_Your instructions:_ Return each line that holds the word "components".

_Dataset section:_

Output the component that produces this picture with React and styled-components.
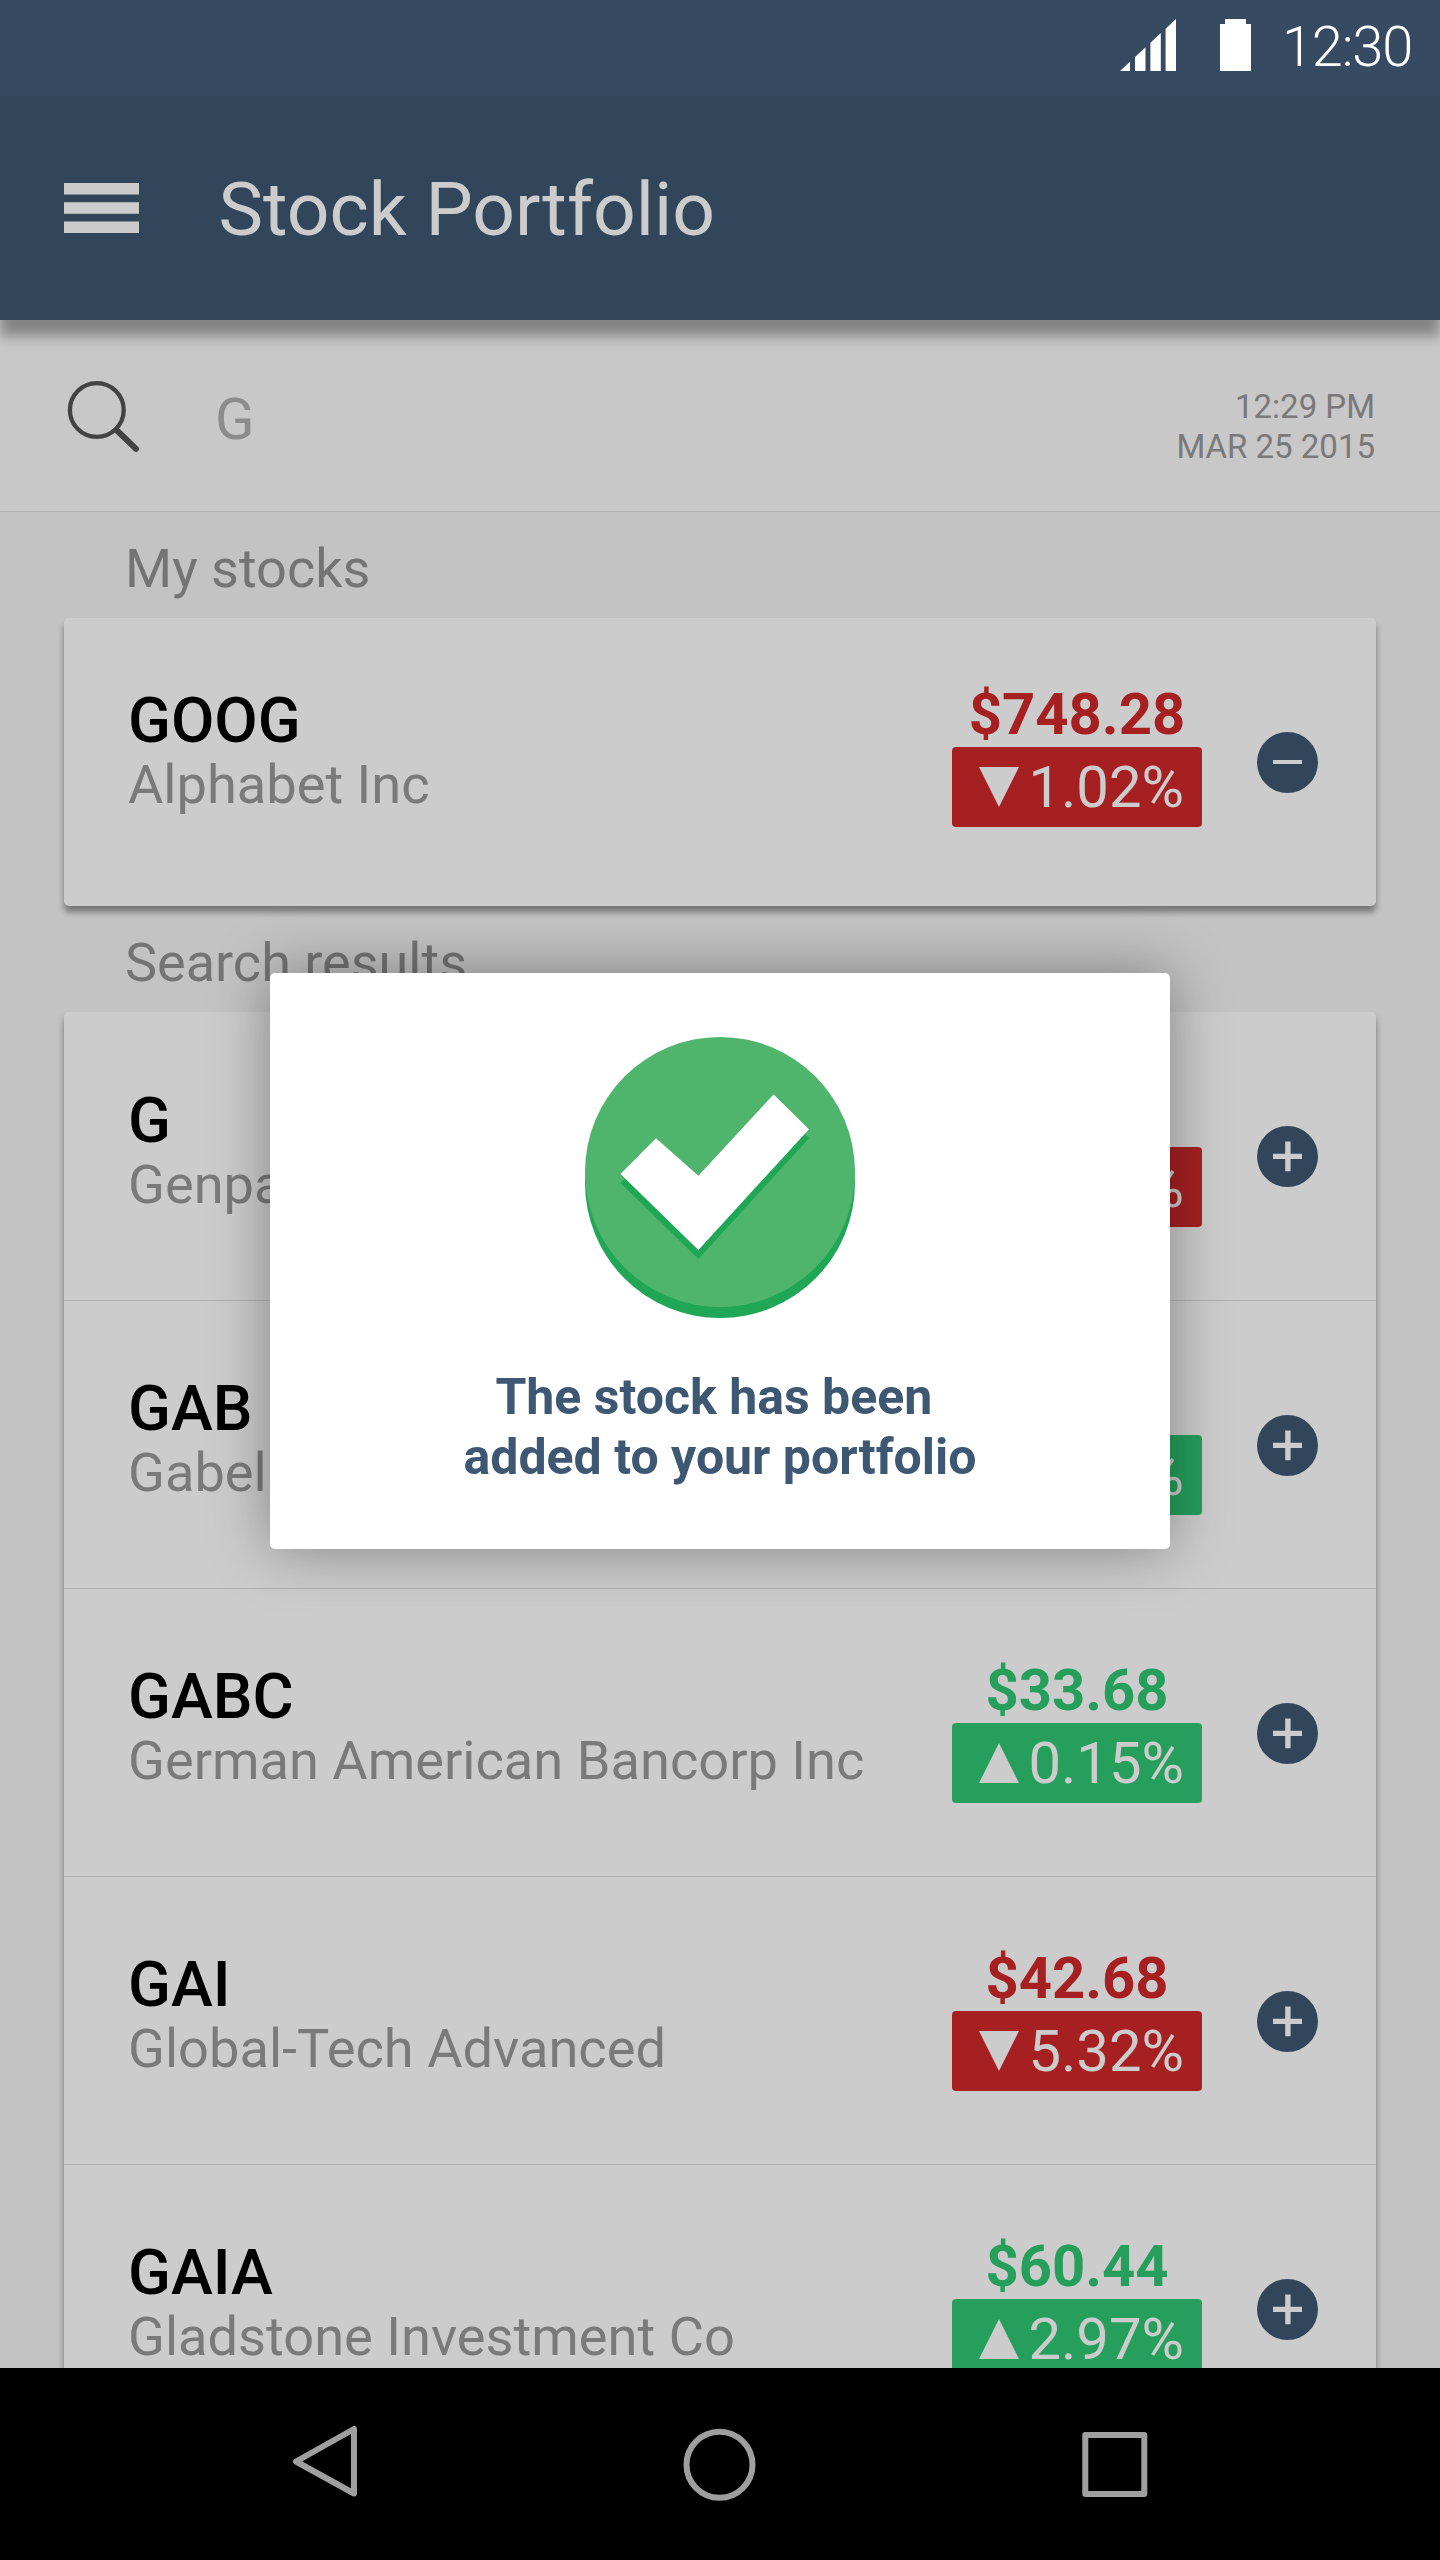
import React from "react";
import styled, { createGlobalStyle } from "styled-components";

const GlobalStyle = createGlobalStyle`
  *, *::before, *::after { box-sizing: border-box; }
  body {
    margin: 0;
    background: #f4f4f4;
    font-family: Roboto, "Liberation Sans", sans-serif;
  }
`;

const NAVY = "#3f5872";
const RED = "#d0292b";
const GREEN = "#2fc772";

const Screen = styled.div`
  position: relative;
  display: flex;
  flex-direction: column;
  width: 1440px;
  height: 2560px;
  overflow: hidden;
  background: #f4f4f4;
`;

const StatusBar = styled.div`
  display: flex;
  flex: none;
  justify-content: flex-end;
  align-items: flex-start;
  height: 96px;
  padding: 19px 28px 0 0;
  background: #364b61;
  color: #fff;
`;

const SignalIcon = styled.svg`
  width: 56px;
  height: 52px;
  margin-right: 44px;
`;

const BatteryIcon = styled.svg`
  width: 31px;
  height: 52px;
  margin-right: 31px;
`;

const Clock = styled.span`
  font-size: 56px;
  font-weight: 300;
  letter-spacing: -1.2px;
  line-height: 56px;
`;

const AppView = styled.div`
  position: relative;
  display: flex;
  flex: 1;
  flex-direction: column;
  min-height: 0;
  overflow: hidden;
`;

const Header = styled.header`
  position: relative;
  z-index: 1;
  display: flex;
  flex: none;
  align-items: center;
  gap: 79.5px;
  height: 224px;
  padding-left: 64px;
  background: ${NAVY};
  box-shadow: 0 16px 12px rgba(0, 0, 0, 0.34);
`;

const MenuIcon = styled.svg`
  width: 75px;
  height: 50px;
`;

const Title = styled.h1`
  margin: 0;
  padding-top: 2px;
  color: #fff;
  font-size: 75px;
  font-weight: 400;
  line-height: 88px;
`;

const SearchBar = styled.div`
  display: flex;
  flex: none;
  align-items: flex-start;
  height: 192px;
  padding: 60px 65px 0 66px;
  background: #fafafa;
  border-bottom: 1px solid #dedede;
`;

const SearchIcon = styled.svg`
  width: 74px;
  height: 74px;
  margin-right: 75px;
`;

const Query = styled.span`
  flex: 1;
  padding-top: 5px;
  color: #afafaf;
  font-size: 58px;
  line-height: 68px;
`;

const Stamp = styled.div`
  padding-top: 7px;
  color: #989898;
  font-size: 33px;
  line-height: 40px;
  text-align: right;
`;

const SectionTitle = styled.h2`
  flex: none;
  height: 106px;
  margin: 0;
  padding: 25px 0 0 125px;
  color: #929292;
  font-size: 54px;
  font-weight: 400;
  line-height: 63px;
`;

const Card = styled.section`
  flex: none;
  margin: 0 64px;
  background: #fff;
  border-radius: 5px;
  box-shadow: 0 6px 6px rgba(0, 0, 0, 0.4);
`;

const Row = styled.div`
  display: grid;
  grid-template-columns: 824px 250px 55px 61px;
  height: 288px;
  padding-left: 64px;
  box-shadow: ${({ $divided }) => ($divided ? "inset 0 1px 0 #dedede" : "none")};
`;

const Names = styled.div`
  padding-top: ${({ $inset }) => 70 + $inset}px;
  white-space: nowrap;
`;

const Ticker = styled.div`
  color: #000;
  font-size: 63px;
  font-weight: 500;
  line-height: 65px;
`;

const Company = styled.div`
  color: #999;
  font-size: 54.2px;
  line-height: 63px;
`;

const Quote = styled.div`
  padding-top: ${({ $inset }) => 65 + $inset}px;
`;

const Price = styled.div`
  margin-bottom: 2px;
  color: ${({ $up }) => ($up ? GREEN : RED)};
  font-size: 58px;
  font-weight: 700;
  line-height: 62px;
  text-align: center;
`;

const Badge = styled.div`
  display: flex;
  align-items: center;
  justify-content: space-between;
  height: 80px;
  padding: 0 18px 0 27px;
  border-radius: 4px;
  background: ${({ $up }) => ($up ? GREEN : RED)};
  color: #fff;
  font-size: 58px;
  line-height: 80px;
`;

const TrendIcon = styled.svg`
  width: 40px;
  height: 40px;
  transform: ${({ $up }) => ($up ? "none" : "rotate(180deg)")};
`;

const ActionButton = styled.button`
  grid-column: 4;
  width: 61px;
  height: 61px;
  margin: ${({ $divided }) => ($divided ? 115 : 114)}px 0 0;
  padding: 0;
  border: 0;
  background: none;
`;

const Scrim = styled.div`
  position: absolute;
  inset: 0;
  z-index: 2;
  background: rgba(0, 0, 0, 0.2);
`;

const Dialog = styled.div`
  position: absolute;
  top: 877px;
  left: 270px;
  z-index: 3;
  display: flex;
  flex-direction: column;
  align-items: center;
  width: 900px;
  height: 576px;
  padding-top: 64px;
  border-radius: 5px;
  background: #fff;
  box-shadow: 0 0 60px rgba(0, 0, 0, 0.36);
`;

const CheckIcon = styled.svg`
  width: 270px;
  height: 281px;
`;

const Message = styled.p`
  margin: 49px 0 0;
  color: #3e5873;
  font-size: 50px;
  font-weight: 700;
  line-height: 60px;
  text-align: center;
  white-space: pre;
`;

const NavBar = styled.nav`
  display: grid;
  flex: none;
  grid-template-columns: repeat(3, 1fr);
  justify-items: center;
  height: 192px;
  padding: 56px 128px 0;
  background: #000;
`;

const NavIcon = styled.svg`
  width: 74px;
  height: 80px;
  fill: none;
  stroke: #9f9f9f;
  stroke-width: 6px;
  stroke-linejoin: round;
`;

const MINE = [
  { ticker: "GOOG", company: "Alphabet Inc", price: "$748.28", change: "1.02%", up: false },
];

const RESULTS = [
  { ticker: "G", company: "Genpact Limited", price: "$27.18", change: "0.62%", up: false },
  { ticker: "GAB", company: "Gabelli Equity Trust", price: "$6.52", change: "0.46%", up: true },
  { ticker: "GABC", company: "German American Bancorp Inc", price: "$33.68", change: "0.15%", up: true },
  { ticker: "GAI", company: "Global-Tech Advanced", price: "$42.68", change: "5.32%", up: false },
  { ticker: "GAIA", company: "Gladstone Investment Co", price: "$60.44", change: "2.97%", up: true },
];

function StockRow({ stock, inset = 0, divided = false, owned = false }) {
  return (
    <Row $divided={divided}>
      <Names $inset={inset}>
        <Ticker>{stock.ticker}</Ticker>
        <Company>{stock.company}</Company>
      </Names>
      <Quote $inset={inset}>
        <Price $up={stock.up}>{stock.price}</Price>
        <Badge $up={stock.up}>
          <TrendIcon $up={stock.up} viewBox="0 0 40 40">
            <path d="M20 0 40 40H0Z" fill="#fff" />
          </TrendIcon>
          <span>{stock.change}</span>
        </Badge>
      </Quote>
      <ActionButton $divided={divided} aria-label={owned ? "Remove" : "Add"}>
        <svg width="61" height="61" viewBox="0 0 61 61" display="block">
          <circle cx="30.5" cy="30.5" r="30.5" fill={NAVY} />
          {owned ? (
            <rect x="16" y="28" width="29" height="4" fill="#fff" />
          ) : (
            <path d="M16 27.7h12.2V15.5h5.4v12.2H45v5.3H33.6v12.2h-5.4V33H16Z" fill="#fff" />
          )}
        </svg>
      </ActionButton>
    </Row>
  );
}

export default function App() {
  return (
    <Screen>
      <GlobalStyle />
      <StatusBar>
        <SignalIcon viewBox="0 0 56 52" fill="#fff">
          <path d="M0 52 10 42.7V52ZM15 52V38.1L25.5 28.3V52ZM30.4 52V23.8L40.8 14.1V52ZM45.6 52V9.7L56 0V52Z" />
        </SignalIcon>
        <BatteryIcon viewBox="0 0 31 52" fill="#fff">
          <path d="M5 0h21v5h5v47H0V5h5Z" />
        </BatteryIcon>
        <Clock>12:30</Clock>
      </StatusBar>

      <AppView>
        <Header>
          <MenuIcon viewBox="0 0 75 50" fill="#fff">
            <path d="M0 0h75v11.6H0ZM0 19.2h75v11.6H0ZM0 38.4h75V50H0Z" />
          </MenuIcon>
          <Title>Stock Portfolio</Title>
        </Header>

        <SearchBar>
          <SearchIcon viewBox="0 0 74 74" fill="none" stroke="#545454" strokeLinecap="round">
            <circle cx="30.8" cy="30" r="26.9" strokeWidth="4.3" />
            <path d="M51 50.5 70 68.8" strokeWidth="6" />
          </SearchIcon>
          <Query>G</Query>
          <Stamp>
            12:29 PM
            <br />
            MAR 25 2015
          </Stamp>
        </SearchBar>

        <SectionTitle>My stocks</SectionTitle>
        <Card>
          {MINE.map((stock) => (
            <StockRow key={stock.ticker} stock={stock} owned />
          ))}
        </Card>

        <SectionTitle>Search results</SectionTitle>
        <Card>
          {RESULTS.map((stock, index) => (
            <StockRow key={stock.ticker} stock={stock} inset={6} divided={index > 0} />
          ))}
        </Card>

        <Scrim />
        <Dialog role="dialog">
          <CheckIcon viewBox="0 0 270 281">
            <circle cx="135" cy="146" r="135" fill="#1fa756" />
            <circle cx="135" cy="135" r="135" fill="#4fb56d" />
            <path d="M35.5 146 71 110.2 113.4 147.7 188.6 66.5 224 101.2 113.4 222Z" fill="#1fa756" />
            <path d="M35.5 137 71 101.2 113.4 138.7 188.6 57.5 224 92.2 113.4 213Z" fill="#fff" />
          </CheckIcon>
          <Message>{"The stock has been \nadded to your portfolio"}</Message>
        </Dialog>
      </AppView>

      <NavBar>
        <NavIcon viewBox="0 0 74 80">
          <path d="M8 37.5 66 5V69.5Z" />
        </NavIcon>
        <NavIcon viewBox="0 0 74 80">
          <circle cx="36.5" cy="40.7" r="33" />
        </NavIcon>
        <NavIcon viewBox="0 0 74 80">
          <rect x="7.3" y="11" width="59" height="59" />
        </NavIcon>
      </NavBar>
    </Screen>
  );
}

_The completed task:_
Output the component that produces this picture with React and styled-components.
import styled, { createGlobalStyle } from "styled-components";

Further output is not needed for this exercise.